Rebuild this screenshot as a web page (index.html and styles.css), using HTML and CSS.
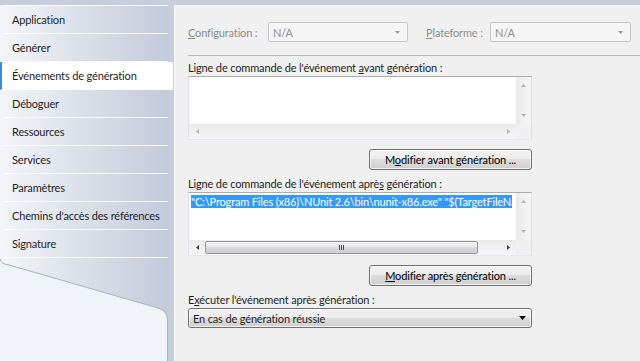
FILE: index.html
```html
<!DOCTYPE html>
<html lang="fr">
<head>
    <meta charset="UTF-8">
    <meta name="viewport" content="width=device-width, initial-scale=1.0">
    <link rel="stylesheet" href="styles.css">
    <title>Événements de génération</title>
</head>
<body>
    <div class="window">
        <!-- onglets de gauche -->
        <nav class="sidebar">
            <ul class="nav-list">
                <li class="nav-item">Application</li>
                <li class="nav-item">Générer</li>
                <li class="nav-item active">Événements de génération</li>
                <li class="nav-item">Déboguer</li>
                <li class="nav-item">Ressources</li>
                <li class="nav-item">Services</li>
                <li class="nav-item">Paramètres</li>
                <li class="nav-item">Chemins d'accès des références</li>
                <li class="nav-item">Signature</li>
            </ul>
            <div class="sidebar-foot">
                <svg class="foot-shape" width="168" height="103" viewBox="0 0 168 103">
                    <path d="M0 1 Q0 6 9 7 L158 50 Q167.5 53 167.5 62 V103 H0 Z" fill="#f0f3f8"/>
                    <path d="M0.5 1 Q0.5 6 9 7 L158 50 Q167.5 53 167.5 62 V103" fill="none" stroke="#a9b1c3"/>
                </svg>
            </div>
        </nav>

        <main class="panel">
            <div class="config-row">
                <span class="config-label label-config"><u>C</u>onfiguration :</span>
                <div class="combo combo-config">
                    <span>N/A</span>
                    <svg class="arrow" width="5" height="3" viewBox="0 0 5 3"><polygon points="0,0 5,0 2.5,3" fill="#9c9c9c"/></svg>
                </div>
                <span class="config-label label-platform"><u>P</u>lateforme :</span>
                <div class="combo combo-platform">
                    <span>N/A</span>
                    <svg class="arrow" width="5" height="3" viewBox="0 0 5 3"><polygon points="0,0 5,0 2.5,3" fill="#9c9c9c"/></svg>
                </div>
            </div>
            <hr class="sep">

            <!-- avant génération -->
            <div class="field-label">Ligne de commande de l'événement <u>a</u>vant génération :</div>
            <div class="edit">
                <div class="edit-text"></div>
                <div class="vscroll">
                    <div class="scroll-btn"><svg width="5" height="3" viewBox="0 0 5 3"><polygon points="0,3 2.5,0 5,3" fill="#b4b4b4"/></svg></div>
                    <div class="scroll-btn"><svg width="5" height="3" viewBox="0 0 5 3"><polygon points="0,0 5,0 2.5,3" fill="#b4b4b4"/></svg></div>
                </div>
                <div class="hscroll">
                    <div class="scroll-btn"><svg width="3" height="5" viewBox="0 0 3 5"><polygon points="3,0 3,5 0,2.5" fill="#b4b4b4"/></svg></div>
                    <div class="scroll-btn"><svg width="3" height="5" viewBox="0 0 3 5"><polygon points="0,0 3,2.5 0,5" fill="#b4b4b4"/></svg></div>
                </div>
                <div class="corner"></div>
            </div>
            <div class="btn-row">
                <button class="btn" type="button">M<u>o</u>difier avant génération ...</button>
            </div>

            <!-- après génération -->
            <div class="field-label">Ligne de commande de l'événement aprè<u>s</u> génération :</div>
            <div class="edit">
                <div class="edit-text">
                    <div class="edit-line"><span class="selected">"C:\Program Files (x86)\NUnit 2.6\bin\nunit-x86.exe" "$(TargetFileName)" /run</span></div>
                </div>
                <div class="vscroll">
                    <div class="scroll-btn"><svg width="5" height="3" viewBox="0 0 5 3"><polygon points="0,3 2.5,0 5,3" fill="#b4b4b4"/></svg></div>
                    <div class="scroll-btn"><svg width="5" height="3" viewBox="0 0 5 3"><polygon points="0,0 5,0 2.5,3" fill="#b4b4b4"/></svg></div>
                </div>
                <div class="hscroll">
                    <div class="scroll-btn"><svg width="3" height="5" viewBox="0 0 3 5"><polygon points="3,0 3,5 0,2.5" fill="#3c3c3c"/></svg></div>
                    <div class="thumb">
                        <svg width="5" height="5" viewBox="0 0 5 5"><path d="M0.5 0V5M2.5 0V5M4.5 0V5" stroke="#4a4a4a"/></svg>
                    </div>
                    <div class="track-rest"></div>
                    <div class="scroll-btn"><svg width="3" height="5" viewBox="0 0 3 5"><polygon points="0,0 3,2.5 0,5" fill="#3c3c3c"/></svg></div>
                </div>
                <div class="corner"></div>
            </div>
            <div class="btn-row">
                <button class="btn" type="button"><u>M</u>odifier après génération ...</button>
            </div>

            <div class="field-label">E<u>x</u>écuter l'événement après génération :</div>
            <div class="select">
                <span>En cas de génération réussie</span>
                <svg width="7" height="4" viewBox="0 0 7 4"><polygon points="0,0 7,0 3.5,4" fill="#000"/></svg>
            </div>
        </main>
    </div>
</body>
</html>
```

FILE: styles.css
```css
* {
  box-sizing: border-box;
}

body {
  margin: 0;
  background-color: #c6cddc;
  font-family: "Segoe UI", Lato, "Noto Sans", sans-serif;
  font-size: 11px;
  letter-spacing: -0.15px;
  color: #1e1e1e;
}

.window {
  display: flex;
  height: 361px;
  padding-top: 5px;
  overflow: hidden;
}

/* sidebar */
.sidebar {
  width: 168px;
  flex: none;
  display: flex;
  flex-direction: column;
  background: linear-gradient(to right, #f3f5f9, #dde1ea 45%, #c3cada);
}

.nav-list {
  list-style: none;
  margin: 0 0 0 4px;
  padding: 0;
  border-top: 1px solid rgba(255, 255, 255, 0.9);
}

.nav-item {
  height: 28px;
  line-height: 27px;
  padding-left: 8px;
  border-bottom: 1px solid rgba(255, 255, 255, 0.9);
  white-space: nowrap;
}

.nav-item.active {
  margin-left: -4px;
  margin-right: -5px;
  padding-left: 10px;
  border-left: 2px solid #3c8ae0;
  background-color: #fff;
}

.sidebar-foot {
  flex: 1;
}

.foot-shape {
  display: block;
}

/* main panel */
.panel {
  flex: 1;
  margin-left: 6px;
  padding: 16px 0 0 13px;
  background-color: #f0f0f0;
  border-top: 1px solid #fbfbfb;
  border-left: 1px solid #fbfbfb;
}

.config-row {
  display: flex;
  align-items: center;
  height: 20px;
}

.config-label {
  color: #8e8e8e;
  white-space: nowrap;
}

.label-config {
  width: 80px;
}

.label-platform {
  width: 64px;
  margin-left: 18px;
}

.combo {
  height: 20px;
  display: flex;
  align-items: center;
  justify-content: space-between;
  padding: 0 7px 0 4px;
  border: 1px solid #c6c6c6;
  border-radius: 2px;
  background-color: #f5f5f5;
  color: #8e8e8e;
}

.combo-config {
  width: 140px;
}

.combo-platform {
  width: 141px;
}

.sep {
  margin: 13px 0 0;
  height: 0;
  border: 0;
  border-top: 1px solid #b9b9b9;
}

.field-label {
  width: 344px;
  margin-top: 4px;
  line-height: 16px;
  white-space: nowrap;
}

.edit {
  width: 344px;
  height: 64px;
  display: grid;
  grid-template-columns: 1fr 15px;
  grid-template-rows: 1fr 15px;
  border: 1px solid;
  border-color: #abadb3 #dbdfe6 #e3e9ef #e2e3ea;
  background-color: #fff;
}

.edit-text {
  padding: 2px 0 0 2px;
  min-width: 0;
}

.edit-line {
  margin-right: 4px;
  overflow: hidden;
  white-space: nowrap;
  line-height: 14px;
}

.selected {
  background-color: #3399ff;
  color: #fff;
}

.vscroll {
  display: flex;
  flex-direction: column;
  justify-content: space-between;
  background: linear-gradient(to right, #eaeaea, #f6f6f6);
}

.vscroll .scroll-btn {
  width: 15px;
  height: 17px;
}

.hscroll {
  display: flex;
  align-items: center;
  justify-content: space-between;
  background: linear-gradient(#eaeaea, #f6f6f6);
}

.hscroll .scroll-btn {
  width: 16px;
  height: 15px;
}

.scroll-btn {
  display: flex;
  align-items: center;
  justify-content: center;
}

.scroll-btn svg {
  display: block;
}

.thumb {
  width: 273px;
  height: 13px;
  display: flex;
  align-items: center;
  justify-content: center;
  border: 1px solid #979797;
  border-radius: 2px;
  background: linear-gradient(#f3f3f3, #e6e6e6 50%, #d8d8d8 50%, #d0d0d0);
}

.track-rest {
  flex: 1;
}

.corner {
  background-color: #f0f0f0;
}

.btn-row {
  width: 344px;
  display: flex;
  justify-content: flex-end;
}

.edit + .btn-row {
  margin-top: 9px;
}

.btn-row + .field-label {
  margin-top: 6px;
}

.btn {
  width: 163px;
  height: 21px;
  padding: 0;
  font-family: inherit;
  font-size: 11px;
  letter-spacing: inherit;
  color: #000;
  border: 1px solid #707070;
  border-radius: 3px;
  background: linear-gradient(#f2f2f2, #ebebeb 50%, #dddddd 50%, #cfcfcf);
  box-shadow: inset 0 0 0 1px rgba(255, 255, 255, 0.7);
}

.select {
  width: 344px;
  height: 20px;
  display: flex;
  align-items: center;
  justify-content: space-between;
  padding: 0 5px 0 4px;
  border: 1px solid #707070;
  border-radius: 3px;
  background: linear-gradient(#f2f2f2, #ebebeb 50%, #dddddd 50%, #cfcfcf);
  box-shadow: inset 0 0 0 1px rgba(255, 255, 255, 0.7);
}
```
...
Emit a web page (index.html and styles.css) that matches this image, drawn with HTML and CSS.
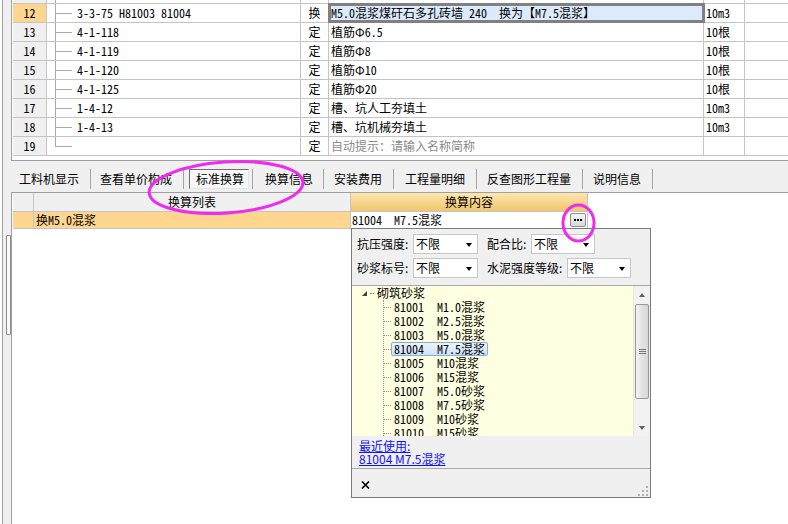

*WHAT THE TASK ASKS*
Where a line of the entries contains the word "page", copy that line.

*EXPECTED ANSWER*
Rebuild this screenshot as a web page (index.html and styles.css), using HTML and CSS.
Emit a web page (index.html and styles.css) that matches this image, drawn with HTML and CSS.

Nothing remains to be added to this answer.